I started from zero. In the beginning of my career, I didn’t have a rich family to bankroll me. I moved out of my parents’ house as soon as I graduated and started to work in online marketing. I became a freelancer eight months after, working with different media agencies on a per project basis. Eventually I was able to get my own long-term clients who trusted my work. All the while, I was working on Project Vanity—I would still blog everyday and I suppose my content was a good enough for sponsors to support my little corner of the Internet.
I don’t stop. I am driven because I feel like I don’t have enough time to become who I want to be, to make things that were only just ideas in my head. I want so, so many things. Every day is an opportunity to get better and to win more, and I make sure not to waste it.

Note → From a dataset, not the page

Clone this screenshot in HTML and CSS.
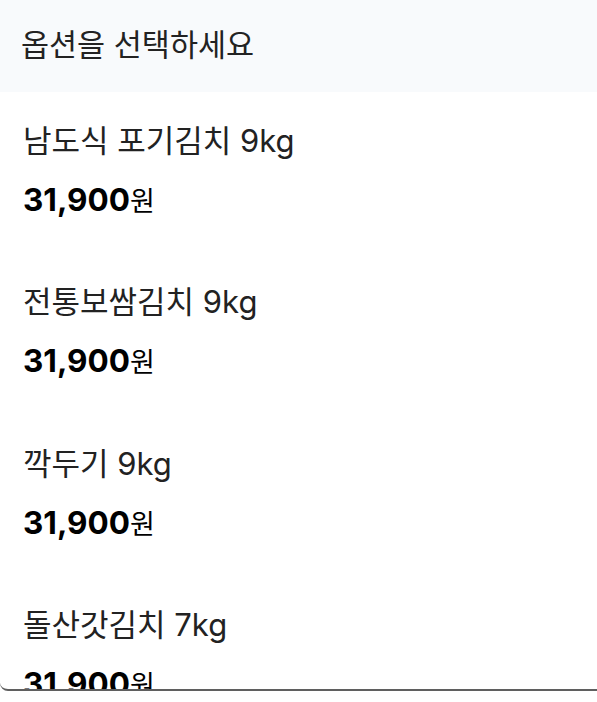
FILE: index.html
```html
<!DOCTYPE html>
<html lang="ko">
<head>
<meta charset="utf-8">
<link rel="stylesheet" href="styles.css">
</head>
<body>
<div class="dropdown">
  <div class="header">옵션을 선택하세요</div>
  <ul class="list">
    <li class="item"><div class="name">남도식 포기김치 9kg</div><div class="price"><b>31,900</b>원</div></li>
    <li class="item"><div class="name">전통보쌈김치 9kg</div><div class="price"><b>31,900</b>원</div></li>
    <li class="item"><div class="name">깍두기 9kg</div><div class="price"><b>31,900</b>원</div></li>
    <li class="item"><div class="name">돌산갓김치 7kg</div><div class="price"><b>31,900</b>원</div></li>
    <li class="item"><div class="name">총각김치 5kg</div><div class="price"><b>31,900</b>원</div></li>
  </ul>
</div>
</body>
</html>
```
FILE: styles.css
```css
html, body {
  margin: 0;
  padding: 0;
  background: #fff;
}
body {
  font-family: "Inter", "Noto Sans CJK KR", sans-serif;
  color: #222;
}
.dropdown {
  height: 689px;
  overflow: hidden;
  border-bottom: 2px solid #5f5f5f;
  border-bottom-left-radius: 8px;
  background: #fff;
}
.header {
  height: 92px;
  box-sizing: border-box;
  padding: 0 21px 7px;
  display: flex;
  align-items: center;
  background: #f8fafc;
  font-size: 30.5px;
  font-weight: 400;
  color: #222;
}
.list {
  list-style: none;
  margin: 0;
  padding: 0;
}
.item {
  height: 161.3px;
  box-sizing: border-box;
  padding: 29px 23px 0;
}
.name {
  font-size: 31px;
  line-height: 40px;
  font-weight: 400;
  color: #222;
}
.price {
  margin-top: 20px;
  font-size: 27px;
  line-height: 38px;
  color: #000;
}
.price b {
  font-weight: 700;
  font-size: 31.5px;
}
```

That’s not to say that I am infallible. In the first year of running my own company, I’ve failed in small ways. I failed in big ways. I like to joke that I used to run on the beauty of my dreams, but now my fuel is fear. Fear of failure. Fear of rejection. Fear of not being good enough for the job.
What I’ve learned, however, is that fear is healthy if you understand that it’s just as real as it is not. Fear is real because you feel it—but it’s only as permanent or temporary as you wish it to be. Smart people allow it to pass through them, like a wave, and then proceed with their plans and their timeline anyway. The only sure way to know if something will work – if something will be successful – is to go for it despite your fear that it might not.
You miss 100% of the chances you don’t take, I like to quote.
RCB: When do you feel you are most in your element?
LL: Since becoming an entrepreneur, I’ve learned that I can’t do everything after all. Some people are better at certain tasks than I am, so it’s more efficient if certain jobs are assigned to those who can excel at them. I am most in my element when I am doing what I’m best at, and my associates are doing likewise.